Test Datasets

The BayesEoR repository provides a set of test data and yaml configuration files for two simulated datasets: EoR only (test_data/eor/) and EoR + foregrounds (test_data/eor_fgs/). Both datasets share some common components described in the table below, Common simulation parameters.
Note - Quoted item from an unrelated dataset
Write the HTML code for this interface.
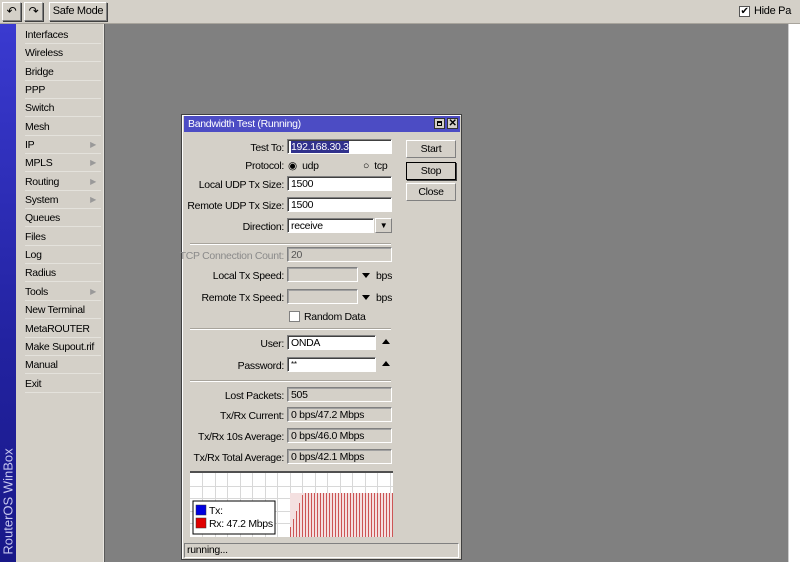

For more details on the simulated test data, please see Section 3 of Burba et al. 2023a.

Common simulation parameters
Parameter	Value
Minimum frequency	158.30 MHz
Frequency channel width	237.62 kHz
Number of frequencies	38
Minimum time (JD)	2458098.30
Integration time	11 s
Number of times	34
Beam type	Gaussian
Beam FWHM	9.3 deg
Number of baselines	15
Maximum baseline length	38.63 m

Instructions on using each test dataset are described below.

EoR Only

The EoR-only test data, test_data/eor/eor.uvh5, contain simulated visibilities of a mock EoR signal drawn as a Gaussian-random field with a flat power spectrum

\[P(k) = 214777.66068216303\ \rm{mK}^2\,\rm{Mpc}^3\]

BayesEoR outputs the dimensionless power spectrum, \(\Delta^2(k)\), which can be obtained from \(P(k)\) via

\[\Delta^2(k) = \frac{k^3}{2\pi^2}\,P(k)\]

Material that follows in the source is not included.